[STATED PROBLEM] From the first line of the data down to and including the line with "import React from", copy everything exactly, leaving out pictures.

[DATA SHOWN]

╭──

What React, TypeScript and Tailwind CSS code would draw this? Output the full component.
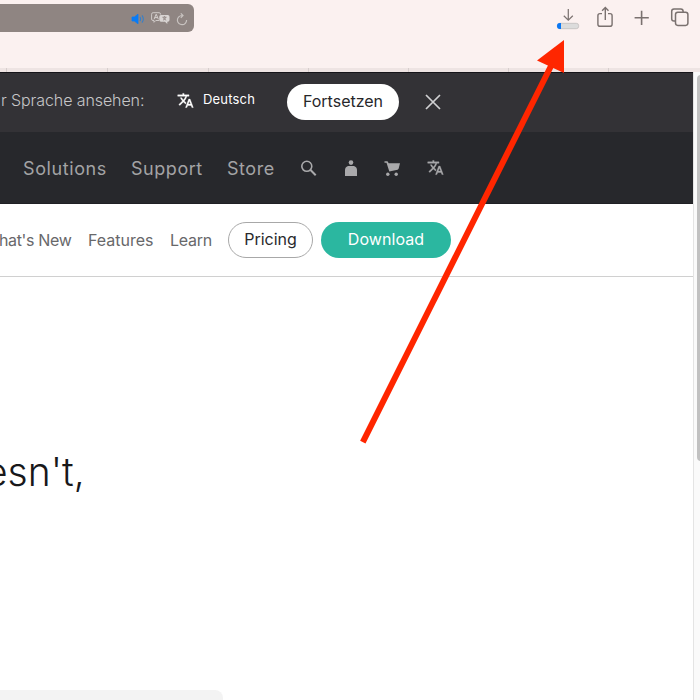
import React from "react";

function TranslateIcon({ className }: { className: string }) {
  return (
    <svg viewBox="0 0 24 24" className={className} fill="currentColor">
      <path d="m12.87 15.07-2.54-2.51.03-.03A17.52 17.52 0 0 0 14.07 6H17V4h-7V2H8v2H1v2h11.17C11.5 7.92 10.44 9.75 9 11.35 8.07 10.32 7.3 9.19 6.69 8h-2c.73 1.63 1.73 3.17 2.98 4.56l-5.09 5.02L4 19l5-5 3.11 3.11.76-2.04zM18.5 10h-2L12 22h2l1.12-3h4.75L21 22h2l-4.5-12zm-2.62 7 1.62-4.33L19.12 17h-3.24z" stroke="currentColor" strokeWidth="0.5" />
    </svg>
  );
}

function Toolbar() {
  return (
    <header className="h-[68px] flex items-start bg-[#fbf1f0]">
      <div className="w-[194px] h-7 mt-1 rounded-r-[6px] bg-[#8f8582] flex items-center">
        <svg viewBox="0 0 14 12" className="ml-[131px] mt-px w-3.5 h-3 shrink-0" fill="none">
          <path d="M1 4h2.4L7 1.2v9.6L3.4 8H1Z" fill="#087bf6" stroke="#087bf6" strokeWidth=".8" strokeLinejoin="round" />
          <path d="M9 4q1.2 2 0 4M11 2.4q2.6 3.6 0 7.2" stroke="#377fc8" strokeWidth="1.1" />
        </svg>
        <svg viewBox="0 0 19 13" className="ml-1.5 w-[19px] h-[13px] shrink-0" fill="none">
          <path d="M8 8.5H4.8L3 10.3V8.5H2Q.6 8.5.6 7V2.2Q.6.7 2.1.7H8Q9.7.7 9.7 2.6" stroke="#cfcac8" strokeWidth="1" />
          <path d="M3 7.3 5.2 2.2 7.4 7.3M3.8 5.6h2.8" stroke="#d5d0ce" strokeWidth="1" />
          <path d="M10 3h6.8Q18.5 3 18.5 4.7V8q0 1.7-1.7 1.7h-.5V12L14 9.7h-4Q8.3 9.7 8.3 8V4.7Q8.3 3 10 3Z" fill="#d9d5d3" />
          <path d="M11.5 5.2h4M13.5 4.2v1M12 8.2q2.3-1 2.8-3M12.2 5.4q.8 2 3 2.8" stroke="#8f8582" strokeWidth=".9" />
        </svg>
        <svg viewBox="0 0 12 13" className="ml-[6px] mt-0.5 w-3 h-[13px] shrink-0" fill="none" stroke="#c8c3c0" strokeWidth="1.2">
          <path d="M10.6 7A4.6 4.6 0 1 1 6 2.5h1M4.8.4 7 2.5 4.8 4.8" />
        </svg>
      </div>
      <svg viewBox="0 0 24 22" className="ml-[362px] mt-2 w-6 h-[22px] shrink-0" fill="none">
        <path d="M12.3 1v11M7.8 7.8l4.5 4.4 4.5-4.4" stroke="#7d7472" strokeWidth="1.25" />
        <rect x="1.3" y="15.3" width="21.4" height="5.4" rx="2.4" fill="#dcdcdc" stroke="#b5b2b1" strokeWidth=".6" />
        <path d="M5 15H3.8Q1 15 1 18t2.8 3H5Z" fill="#0a78f5" />
      </svg>
      <svg viewBox="0 0 18 22" className="ml-4 mt-1.5 w-[18px] h-[22px] shrink-0" fill="none" stroke="#7a716f" strokeWidth="1.4">
        <path d="M6 7.6H4Q1.9 7.6 1.9 9.7v8.5q0 2.1 2.1 2.1h10q2.1 0 2.1-2.1V9.7q0-2.1-2.1-2.1h-2M9.3 14V1.6M6.1 4.8l3.2-3.2 3.2 3.2" />
      </svg>
      <svg viewBox="0 0 16 16" className="ml-5 mt-2.5 w-4 h-4 shrink-0" stroke="#7a716f" strokeWidth="1.6">
        <path d="M7.6.7v14.2M.6 7.8h14.2" />
      </svg>
      <svg viewBox="0 0 20 20" className="ml-5 mt-[7px] w-5 h-5 shrink-0" fill="none" stroke="#7a716f" strokeWidth="1.5">
        <path d="M5.5 14H4q-2.3 0-2.3-2.3V4.2q0-2.3 2.3-2.3h6.8q2.3 0 2.3 2.3v1" />
        <rect x="5.5" y="5.2" width="12.4" height="13.2" rx="2.3" />
      </svg>
    </header>
  );
}

function LanguageBanner() {
  return (
    <div className="h-[60px] flex items-center bg-[#333236] border-t border-[#151419]">
      <span className="w-[144px] ml-px text-base font-light tracking-[-0.006em] text-[#c6c6c8] pb-1.5 whitespace-nowrap shrink-0">r Sprache ansehen:</span>
      <TranslateIcon className="w-[17px] h-[17px] ml-8 mb-[5px] text-white shrink-0" />
      <span className="w-[73px] pl-[9px] mb-[5px] text-[13px] text-white tracking-[0.015em] shrink-0">Deutsch</span>
      <button className="ml-5 pb-0.5 mb-px w-[112px] h-9 rounded-full bg-white text-base text-[#27272a] shrink-0">Fortsetzen</button>
      <svg viewBox="0 0 16 16" className="ml-[26px] mb-0.5 w-4 h-4 shrink-0" stroke="#d0d0d2" strokeWidth="1.7">
        <path d="m1 1 14 14M15 1 1 15" />
      </svg>
    </div>
  );
}

function MainNav() {
  return (
    <nav className="h-[72px] flex items-center bg-[#27282c] text-[#a9a9ab] text-lg border-b border-[#202024]">
      <a className="ml-[23px] w-[108px] pt-0.5 text-[#a3a3a5] tracking-[0.033em]">Solutions</a>
      <a className="w-[95px] pt-0.5 text-[#a3a3a5] tracking-[0.03em]">Support</a>
      <a className="w-[73px] pt-0.5 pl-px text-[#a3a3a5] tracking-[0.03em]">Store</a>
      <svg viewBox="0 0 18 18" className="w-[18px] h-[18px] shrink-0" fill="none" stroke="currentColor">
        <circle cx="7.8" cy="7.3" r="5" strokeWidth="1.6" />
        <path d="m11.3 10.8 5.4 5.4" strokeWidth="2" />
      </svg>
      <svg viewBox="0 0 14 18" className="ml-[27px] mt-0.5 w-3.5 h-[18px] shrink-0" fill="currentColor">
        <circle cx="7" cy="2.6" r="2.3" />
        <path d="M4 5.9h6q3 1 3 4v6H1v-6q0-3 3-4Z" />
      </svg>
      <svg viewBox="0 0 18 18" className="ml-[25px] mt-0.5 w-[18px] h-[18px] shrink-0" fill="currentColor">
        <path d="M1.5 1.2h3L5.7 3.3H17L15.6 8.7l-1 1-8.3 1.9L3.5 2.7h-2Z" />
        <circle cx="4.8" cy="14.3" r="1.7" />
        <circle cx="13.2" cy="14.3" r="1.7" />
      </svg>
      <TranslateIcon className="ml-[26px] w-[17px] h-[17px] shrink-0" />
    </nav>
  );
}

function ProductNav() {
  return (
    <nav className="h-[73px] flex items-center bg-white text-[#68686a] text-base border-b border-[#d0d0d0]">
      <a className="w-[88px] whitespace-nowrap -ml-px tracking-[-0.022em]">hat's New</a>
      <a className="w-[82px] ml-px">Features</a>
      <a className="w-[58px] tracking-[-0.015em]">Learn</a>
      <button className="w-[85px] h-9 rounded-full border border-[#a8a8a8] text-[#29292c] pb-0.5">Pricing</button>
      <button className="ml-2 w-[130px] h-9 rounded-full bg-[#2bb7a0] text-white tracking-[0.005em] pb-0.5">Download</button>
    </nav>
  );
}

export default function App() {
  return (
    <div className="relative w-[700px] h-[700px] overflow-hidden flex flex-col bg-white font-['Inter','Liberation_Sans',sans-serif]">
      <Toolbar />
      <div className="h-1 flex shrink-0 bg-[#eee4e3]">
        <div className="w-[7px] border-r border-[#d7cecd]" />
        <div className="w-[101px] border-r border-[#d7cecd]" />
        <div className="w-[101px] border-r border-[#d7cecd]" />
        <div className="w-[100px] border-r border-[#d7cecd]" />
        <div className="w-[100px] border-r border-[#d7cecd]" />
        <div className="w-[100px] border-r border-[#d7cecd]" />
        <div className="w-[100px] border-r border-[#d7cecd]" />
      </div>
      <div className="flex flex-1 min-h-0">
        <main className="w-[693px] flex flex-col">
          <LanguageBanner />
          <MainNav />
          <ProductNav />
          <h1 className="mt-[171px] h-[60px] text-[39px] leading-[48px] font-light text-[#18181a] -ml-[15px]">esn't,</h1>
          <div className="mt-auto w-[223px] h-2.5 rounded-tr-[8px] bg-[#f3f3f3]" />
        </main>
        <aside className="w-[7px] pl-[3px] pt-[3px] bg-[#fafafa] border-l border-[#e4e4e4]">
          <div className="w-[6px] h-[386px] rounded-l-[4px] bg-[#c1c1c1]" />
        </aside>
      </div>
      <svg viewBox="0 0 700 700" className="absolute inset-0 w-[700px] h-[700px] pointer-events-none">
        <path d="M362.8 442.2 551 66" stroke="#ff2600" strokeWidth="6" />
        <path d="M564 40v33l-27-12.5Z" fill="#ff2600" />
      </svg>
    </div>
  );
}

╰──

[EXERCISE ANSWER]
What React, TypeScript and Tailwind CSS code would draw this? Output the full component.
import React from "react";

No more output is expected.